US Networks Behavior Under Crisis: Reflections on Telecommunications, Transportation and Energy Regulation during COVID-19
This report assesses of network behavior under crisis, tests conventional regulatory wisdom, and draws preliminary conclusions about achieving social goals. Telcom, transport, and energy networks share a common pedigree in the Interstate Commerce Act and subsequent regulation under the Interstate Commerce Commission. Strand Consult analyzes these networks together to see what lessons policymakers can learn to improve regulation going forward.
For 25 years Strand Consult has worked to create transparency in the telecommunications world. Our customers are telecom operators which buy our knowledge. The purpose of the knowledge we produce, sell, and deliver is to make it easier for executives and boards of directors to navigate an increasingly complex world. We are talking about a world in which political and regulatory pressures increase as telecommunications evolves from basic tools for communication to critical infrastructure on which modern society depends.

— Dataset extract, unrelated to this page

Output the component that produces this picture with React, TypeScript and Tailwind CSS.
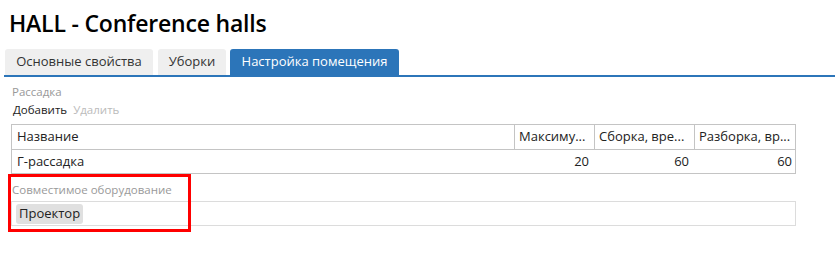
const font = { fontFamily: '"Open Sans", "Noto Sans", sans-serif' };

export default function App() {
  return (
    <div className="w-[835px] h-[280px] bg-white text-[#222] overflow-hidden" style={font}>
      <h1 className="pl-[9px] pt-[9px] h-[40px] text-[23px] leading-[28px] font-semibold text-black tracking-[-0.2px]">
        HALL - Conference halls
      </h1>
      <div className="flex items-end gap-[5px] pl-[1px] h-[37px] border-b-2 border-[#2c75b9] ml-[4px]">
        <div className="h-[26px] w-[148px] flex items-center justify-center bg-[#efefef] rounded-t-[3px] text-[13px] text-[#333]">
          Основные свойства
        </div>
        <div className="h-[26px] w-[68px] flex items-center justify-center bg-[#efefef] rounded-t-[3px] text-[13px] text-[#333]">
          Уборки
        </div>
        <div className="h-[26px] w-[169px] flex items-center justify-center bg-[#2c75b9] rounded-t-[3px] text-[13px] text-white -ml-[1px]">
          Настройка помещения
        </div>
      </div>
      <div className="pl-[11px] pr-[39px]">
        <div className="mt-[6px] text-[11.5px] leading-[18px] text-[#999] pl-[1px]">Рассадка</div>
        <div className="flex gap-[6px] text-[11.5px] leading-[18px] pl-[2px]">
          <span className="text-[#222]">Добавить</span>
          <span className="text-[#bbb]">Удалить</span>
        </div>
        <div className="mt-[5px] border border-[#c4c4c4] text-[13px] whitespace-nowrap">
          <div className="flex h-[25px] border-b border-[#c4c4c4]">
            <div className="flex-1 px-[5px] flex items-center">Название</div>
            <div className="w-[80px] px-[4px] flex items-center border-l border-[#c4c4c4] overflow-hidden">Максиму...</div>
            <div className="w-[100px] px-[4px] flex items-center border-l border-[#c4c4c4] overflow-hidden">Сборка, вре...</div>
            <div className="w-[101px] px-[4px] flex items-center border-l border-[#c4c4c4] overflow-hidden">Разборка, вр...</div>
          </div>
          <div className="flex h-[23px]">
            <div className="flex-1 px-[5px] flex items-center">Г-рассадка</div>
            <div className="w-[80px] px-[5px] flex items-center justify-end">20</div>
            <div className="w-[100px] px-[5px] flex items-center justify-end">60</div>
            <div className="w-[101px] px-[3px] flex items-center justify-end">60</div>
          </div>
        </div>
        <div className="relative">
          <div className="absolute -left-[3px] top-0 w-[183px] h-[58px] border-[3px] border-[#ff0000]" />
          <div className="pt-[7px] text-[11.5px] leading-[18px] text-[#999] pl-[1px]">Совместимое оборудование</div>
          <div className="mt-[2px] h-[25px] border border-[#dcdcdc] flex items-center px-[4px]">
            <span className="bg-[#e0e0e0] rounded-[3px] px-[3px] h-[20px] flex items-center text-[13px] text-[#222]">
              Проектор
            </span>
          </div>
        </div>
      </div>
    </div>
  );
}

The COVID-19 experience offers valuable lessons in telecommunications, transportation, and energy policy. These networks proved vital during the crisis, testing the regulatory assumptions of that “ex ante” are required to keep network owners from harming their customers. Contrary to conventional regulatory wisdom which would suggest that network owners would take advantage of the crisis to harm their customers (particularly as regulators were not as their posts as such and network end users are ostensibly “captive” to the network provider), network providers continued service in the face of the crisis without increasing price or decreasing quality. Indeed, some network providers waived fees and promised to keep service running even if subscribers could not pay. This experience has important implications for price control regulation, investment incentives, and sustainability. Telecommunications, transportation, and energy networks have been through successive periods of regulation, deregulation, and various states of re-regulation, though the crisis happened during a deregulatory period, an important coincidence which supports incentives to ensure network investment, maintenance, and operation. Indeed, by pursuing their investment incentives, private network owners invested heavily in networks and were ready for the crisis when it hit. Having operational networks during the crisis fulfills vital social goals that society can continue under duress: people can work, shop, learn, and received healthcare from home. This is an important counterexample to calls for increased regulation by some regulatory advocates. The experience suggests that the prevailing deregulatory frameworks have worked well.

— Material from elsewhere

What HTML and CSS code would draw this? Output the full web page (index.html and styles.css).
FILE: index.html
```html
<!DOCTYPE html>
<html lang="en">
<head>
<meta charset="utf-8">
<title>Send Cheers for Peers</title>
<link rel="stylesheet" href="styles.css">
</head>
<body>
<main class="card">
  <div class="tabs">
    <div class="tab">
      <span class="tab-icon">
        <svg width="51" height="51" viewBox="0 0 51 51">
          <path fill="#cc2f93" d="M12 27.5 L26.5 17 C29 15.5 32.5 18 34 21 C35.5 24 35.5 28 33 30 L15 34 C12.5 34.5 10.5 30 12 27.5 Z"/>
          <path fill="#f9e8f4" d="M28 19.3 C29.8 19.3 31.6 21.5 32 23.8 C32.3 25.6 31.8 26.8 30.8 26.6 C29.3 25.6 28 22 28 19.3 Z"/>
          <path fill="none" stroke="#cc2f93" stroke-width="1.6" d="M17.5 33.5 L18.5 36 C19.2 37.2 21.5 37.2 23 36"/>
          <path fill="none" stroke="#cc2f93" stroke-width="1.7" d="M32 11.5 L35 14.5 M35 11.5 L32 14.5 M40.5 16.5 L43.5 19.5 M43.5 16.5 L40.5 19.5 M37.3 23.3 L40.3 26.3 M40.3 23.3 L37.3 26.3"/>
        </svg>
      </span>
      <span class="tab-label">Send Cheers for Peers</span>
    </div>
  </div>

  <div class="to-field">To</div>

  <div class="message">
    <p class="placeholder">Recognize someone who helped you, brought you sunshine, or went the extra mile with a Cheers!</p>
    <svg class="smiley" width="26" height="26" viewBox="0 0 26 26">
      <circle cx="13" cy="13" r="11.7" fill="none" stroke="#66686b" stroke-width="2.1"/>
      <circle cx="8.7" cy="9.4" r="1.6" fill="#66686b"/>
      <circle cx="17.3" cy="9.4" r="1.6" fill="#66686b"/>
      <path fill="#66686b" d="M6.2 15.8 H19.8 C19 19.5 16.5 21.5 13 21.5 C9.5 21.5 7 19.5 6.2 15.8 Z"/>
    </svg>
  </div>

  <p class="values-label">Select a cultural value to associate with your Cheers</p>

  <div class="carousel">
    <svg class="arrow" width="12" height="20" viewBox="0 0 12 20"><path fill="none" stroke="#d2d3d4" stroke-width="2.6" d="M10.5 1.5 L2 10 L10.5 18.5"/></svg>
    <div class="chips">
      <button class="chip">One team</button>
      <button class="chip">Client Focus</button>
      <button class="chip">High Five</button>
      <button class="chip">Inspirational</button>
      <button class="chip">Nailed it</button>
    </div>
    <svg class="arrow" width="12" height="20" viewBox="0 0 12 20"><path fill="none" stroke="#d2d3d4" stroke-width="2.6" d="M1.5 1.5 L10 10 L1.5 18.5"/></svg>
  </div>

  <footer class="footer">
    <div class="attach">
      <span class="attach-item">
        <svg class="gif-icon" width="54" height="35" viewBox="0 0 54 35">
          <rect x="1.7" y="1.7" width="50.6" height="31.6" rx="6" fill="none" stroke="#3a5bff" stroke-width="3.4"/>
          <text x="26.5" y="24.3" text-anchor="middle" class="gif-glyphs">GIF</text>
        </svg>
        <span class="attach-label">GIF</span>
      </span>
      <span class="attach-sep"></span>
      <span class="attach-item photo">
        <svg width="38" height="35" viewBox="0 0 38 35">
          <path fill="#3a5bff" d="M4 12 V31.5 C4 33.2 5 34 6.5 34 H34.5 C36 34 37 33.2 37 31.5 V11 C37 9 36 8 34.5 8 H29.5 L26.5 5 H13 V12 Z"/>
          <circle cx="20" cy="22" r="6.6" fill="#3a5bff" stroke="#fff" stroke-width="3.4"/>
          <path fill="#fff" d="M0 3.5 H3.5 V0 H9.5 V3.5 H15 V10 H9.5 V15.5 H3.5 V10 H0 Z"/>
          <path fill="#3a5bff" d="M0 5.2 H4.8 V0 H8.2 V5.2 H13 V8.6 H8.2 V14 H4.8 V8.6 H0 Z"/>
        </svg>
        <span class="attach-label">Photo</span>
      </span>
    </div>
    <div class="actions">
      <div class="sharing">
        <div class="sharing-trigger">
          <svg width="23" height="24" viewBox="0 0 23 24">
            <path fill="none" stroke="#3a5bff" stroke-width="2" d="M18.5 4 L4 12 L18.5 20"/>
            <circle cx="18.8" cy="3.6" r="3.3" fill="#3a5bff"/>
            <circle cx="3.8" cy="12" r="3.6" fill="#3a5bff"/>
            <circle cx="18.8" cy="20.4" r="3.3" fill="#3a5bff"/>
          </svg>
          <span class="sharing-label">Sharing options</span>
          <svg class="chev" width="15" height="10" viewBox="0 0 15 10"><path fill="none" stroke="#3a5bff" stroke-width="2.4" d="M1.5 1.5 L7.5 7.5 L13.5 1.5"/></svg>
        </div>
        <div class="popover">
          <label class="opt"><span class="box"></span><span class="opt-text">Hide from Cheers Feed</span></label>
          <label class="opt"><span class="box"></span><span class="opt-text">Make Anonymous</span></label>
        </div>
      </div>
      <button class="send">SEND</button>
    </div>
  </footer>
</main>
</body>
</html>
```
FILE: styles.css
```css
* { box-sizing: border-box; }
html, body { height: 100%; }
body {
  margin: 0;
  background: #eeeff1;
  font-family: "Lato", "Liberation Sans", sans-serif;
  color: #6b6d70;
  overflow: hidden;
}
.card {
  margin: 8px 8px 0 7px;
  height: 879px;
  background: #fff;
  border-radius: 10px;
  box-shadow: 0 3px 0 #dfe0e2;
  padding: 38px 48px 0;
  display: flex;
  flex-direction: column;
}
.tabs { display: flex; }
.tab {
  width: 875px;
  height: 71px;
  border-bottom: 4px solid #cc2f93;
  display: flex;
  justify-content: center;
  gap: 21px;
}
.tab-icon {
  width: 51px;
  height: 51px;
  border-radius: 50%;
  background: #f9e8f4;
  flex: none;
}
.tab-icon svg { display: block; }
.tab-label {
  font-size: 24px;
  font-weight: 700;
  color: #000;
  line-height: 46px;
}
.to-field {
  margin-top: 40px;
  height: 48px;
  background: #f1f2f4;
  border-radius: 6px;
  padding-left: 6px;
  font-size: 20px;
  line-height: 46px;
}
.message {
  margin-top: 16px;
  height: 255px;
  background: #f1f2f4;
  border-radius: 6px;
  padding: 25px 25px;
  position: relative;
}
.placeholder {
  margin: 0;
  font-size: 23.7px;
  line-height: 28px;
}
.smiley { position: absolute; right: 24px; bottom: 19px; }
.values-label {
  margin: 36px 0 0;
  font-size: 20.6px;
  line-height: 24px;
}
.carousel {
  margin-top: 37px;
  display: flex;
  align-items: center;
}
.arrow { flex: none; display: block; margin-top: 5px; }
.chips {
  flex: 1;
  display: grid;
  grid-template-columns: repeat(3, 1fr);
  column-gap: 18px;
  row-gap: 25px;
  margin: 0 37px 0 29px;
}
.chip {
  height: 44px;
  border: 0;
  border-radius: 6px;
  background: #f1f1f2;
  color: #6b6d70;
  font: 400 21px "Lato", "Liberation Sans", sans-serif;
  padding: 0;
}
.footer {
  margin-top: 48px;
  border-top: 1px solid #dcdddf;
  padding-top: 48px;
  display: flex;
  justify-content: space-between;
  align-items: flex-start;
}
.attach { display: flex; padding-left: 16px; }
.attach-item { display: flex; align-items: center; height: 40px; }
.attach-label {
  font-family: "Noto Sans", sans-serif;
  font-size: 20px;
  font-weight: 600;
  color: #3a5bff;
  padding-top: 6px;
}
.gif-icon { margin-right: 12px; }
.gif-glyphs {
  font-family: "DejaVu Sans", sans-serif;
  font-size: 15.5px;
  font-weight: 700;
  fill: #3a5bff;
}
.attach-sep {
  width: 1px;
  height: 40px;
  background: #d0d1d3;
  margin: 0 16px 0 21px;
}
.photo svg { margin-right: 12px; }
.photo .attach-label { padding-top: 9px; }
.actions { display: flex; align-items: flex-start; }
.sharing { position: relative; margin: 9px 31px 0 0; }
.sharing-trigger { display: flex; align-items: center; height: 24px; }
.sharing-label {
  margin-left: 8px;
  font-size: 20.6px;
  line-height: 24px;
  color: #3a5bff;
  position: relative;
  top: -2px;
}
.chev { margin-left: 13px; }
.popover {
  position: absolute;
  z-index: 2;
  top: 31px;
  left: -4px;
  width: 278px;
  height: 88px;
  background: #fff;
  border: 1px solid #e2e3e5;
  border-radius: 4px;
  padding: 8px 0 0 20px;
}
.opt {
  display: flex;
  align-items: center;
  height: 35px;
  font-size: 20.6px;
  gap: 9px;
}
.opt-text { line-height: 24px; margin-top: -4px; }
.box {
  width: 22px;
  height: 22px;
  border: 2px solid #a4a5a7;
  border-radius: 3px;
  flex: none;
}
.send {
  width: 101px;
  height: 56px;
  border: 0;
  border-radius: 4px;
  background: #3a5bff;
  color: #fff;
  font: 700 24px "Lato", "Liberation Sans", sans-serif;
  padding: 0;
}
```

More largely, the interplay of these networks helps to realize climate goals without additional regulation. For example, the presence of telecommunications and freight rail networks enables people to change behavior at scale in a way that supports climate goals. Working from home and shipping via freight rail reduces car and truck transport, the single largest source of greenhouse emissions. Rather than imposing external targets, the convergence of network technologies itself has helped to realize social goals. Indeed, new modes of working and distribution support a “greening” out of the crisis.
Policymakers should take stock of the period and recognize that the investment incentives of private network owners have fulfilled social goals. They should revisit the assumptions that network owners seek to harm network users, reduce the quality of network service, and arbitrarily increase price. Indeed, when network owners had the opportunity to engage in such behavior, they did the opposite. This suggests that technological competition and market forces themselves exert effective regulatory discipline.